En 2009, Jean-Paul Kauffmann publiait le superbe Courlande, quintessence de son art littéraire, récit d’un voyage dans un pays méconnu, devenu une province de la Lettonie indépendante en 1918, pour un reportage prétexte à des quêtes plus intimes. De Louis XVIII qui s’y réfugia à Casanova et Blaise Cendrars qui y séjournèrent, il y avait bien des raisons de se souvenir de la Courlande. Marguerite Yourcenar y planta l’action du Coup de grâce tandis qu’Eduard von Keyserling fit de son pays natal le cadre de ses romans et demeure l’un des courlandais les plus célèbres, en compagnie d’Arvids Blumentals, plus connu sous le surnom de « Crocodile Dundee ». Au XXème siècle, le sort de la Courlande épousa celui de la Lettonie occupée durant la deuxième guerre par les soviétiques puis les nazis pour finalement être absorbée par l’URSS en 1945.
Préserver une fine pellicule remplie de rêves
Jean-Paul Kauffmann, quant à lui, avait une raison supplémentaire de ne pas avoir oublié la Courlande. Alors qu’il effectuait son service militaire en tant que coopérant à Montréal, il tomba amoureux d’une jeune et belle libraire courlandaise prénommée Mara incarnant « la représentation d’une certaine perfection et de l’innocence perdue ». Des années durant, le souvenir de Mara – « un stigmate agréable du passé » – survécut à travers la Courlande. Aussi, quand un ami de Kauffmann, dirigeant un magazine, lui proposa un reportage sur les pays Baltes, la destination s’imposa d’elle-même. Ce voyage « à la poursuite d’un souvenir » permit aussi de répondre à la demande d’une cousine dont le père, alsacien, fut enrôlé de force dans la Wehrmacht. Disparu en Courlande en 45, le corps de ce « malgré nous » ne fut jamais retrouvé, mais sa fille avait entendu parler d’un homme, « le Résurrecteur », qui là-bas identifiait les tombes oubliées…

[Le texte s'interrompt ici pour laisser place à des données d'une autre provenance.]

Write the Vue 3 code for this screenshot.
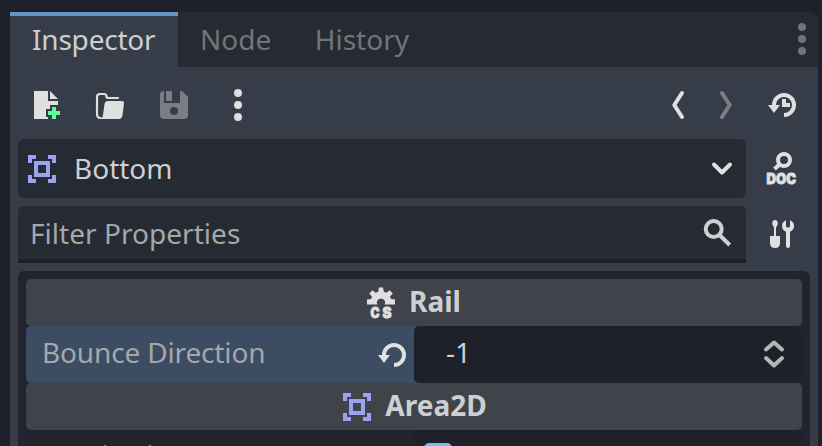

Courlande est donc le récit d’un voyage à double ou triple fond où les quêtes intimes d’un amour ancien et d’une sépulture se mêlent à la découverte d’un pays « où l’on ne cesse d’emprunter aux autres pour se construire une identité ». Avec ses châteaux, ses forêts et ses paysages, la Courlande semble se laisser apprivoiser, mais elle ne cesse pourtant de s’échapper (à l’image de l’insaisissable chercheur de tombes ou d’une belle inconnue qui pourrait être Mara), de s’évanouir entre mythologie et réel. On croise un couple d’Allemands, un rocker polytonal, un peintre fasciné par les barons baltes – « des monarques mélancoliques qui passaient leurs nuits à forcer le cerf ou à scruter les étoiles ». Sans doute que Kauffmann partage avec lui le désir de tirer de l’oubli ce qui n’existe plus, non par goût romantique des ruines mais pour « préserver une fine pellicule remplie de rêves ». Le reportage ne sera finalement pas publié et son auteur en perdra même la copie, mais il en tirera plus tard un livre où, comme toujours chez Kauffmann, la chasse au trésor est plus importante que le trésor convoité et où les confessions avancent masquées.